To summarize how low I felt, even work couldn't open the door to my sanity and salvage what was left of it. I was shackled by a chain of my thoughts (pun intended) and strangled by my insecurities. I've learnt a few things though. No matter how much you try to shield yourself from the world, or sedate your body and mind. Your soul only starts finding its way back when you get the fuck out of bed and move on. Why do we torture ourselves so much though? Why do we create wars and fight undefeatable battles with ourselves, only to come out bruised further than we were before. We spend all our lives finding for someone to love. But beyond that, we spend all our lives finding for someone to love us. To love us for the person we are when we are drowning in our demons as soon as dusk falls, or waking up hungovered from a battle we miserably lost when dawn arrives. All because we simply can't love ourselves.
I used to ardently believe that I could never fall in love with someone truly if I hadn't fully loved myself first. Isn't that what they all said? At least that's what I grew up being told. But as I got older, the capacity of my mind widened to a world I never knew was out there, one that sickens me if I may add. And I'm not sure about few years ago, I don't care to know either. But 1 year ago got me realizing what a fuckin lie that was. Don't believe what they tell you. I found someone who could love me for everything that I was, even when I couldn't love myself for everything I was not.
But the problem is, right now I hate myself even more.
I'm not sure why I can't comprehend how someone could love me this much. But the human tendency has always been fight or flight. Maybe when we can't fight the demons that feed on our fears and vulnerability, we find a way to run away from what is real. We find an escape, anything that could take us away from a foreign place we always wanted to visit but never fought our wars well enough to. We take off to a place we are all too familiar with, wherever that may be but one that is horrible. Sadly, a place we think we deserve more than anything.

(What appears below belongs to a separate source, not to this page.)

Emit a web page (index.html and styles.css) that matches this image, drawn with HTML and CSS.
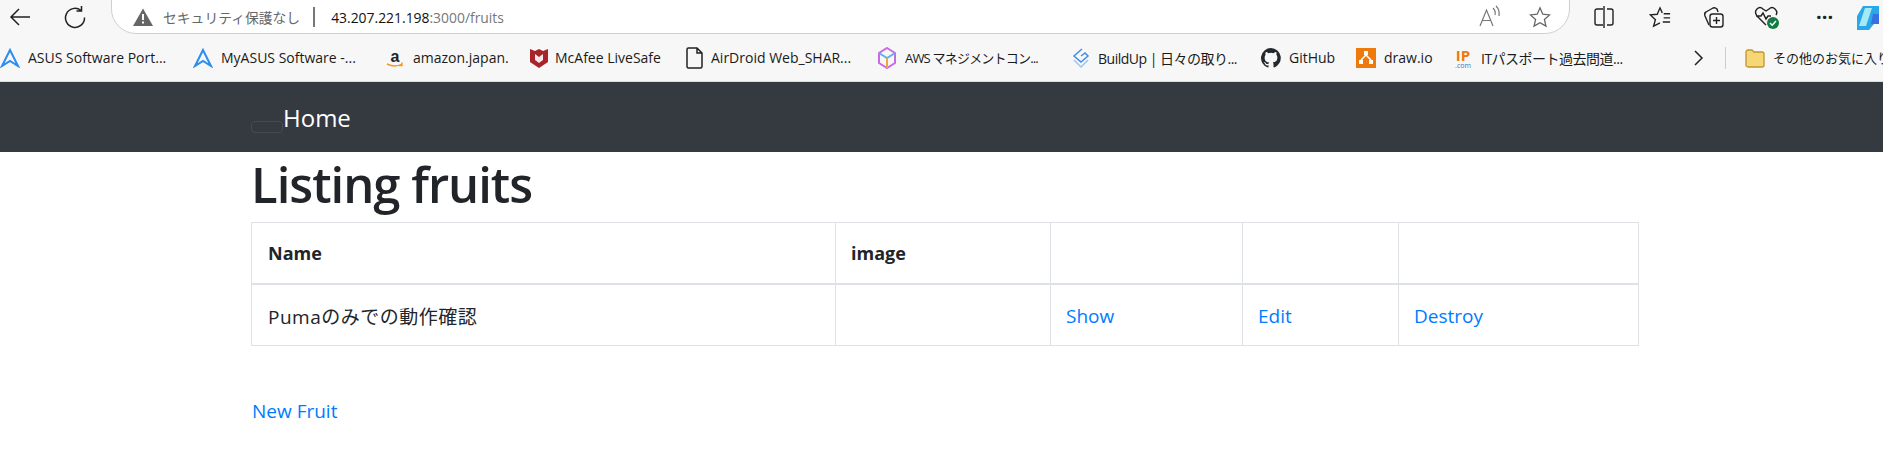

I'm not sure where this is suppose to go. It's 4 in the morning and I'm alone. But 4am always knew my secrets, and all I want to do is write from my heart, and this is what my heart tells me;
If you are ever lucky enough to find a soulmate who could love you for all that you are - your baggage and your flaws, your insecurities and your demons, the war you are fighting and your vices, and still look at you at the beginning and the end of everyday to tell you things will be okay, then don't let go of them. This brings me to tears because I am a walking contradiction. But it is only because I can't understand myself, and maybe I need help. And I wish for the past too much because I am a hoarder, and i can't let go of what was once so magical. Perhaps because I had an escape from everything reality tried to drown me with. I was always one step ahead because I figured how to swim. But I can't move on because I don't know how to pick up the pieces, and nobody seems to be able to help me. My demons have been dragging me down in a sea so black, tainted with sins and regrets and grime. They weigh me down with anchors and pull my limbs endlessly, digging into my flesh over and over again, tainting the sea further with my blood, which goes subconsciously unnoticed like that of a routine. I try my best to stay afloat but some days I am too weak to resist. My screams are muffled further each day and there seems to be nobody there. Perhaps someday I will give up the battle and take my last breath before I sink willingly and disintegrate into a whirlpool and integrate into a new home for my soul. Perhaps someday somebody will hear me.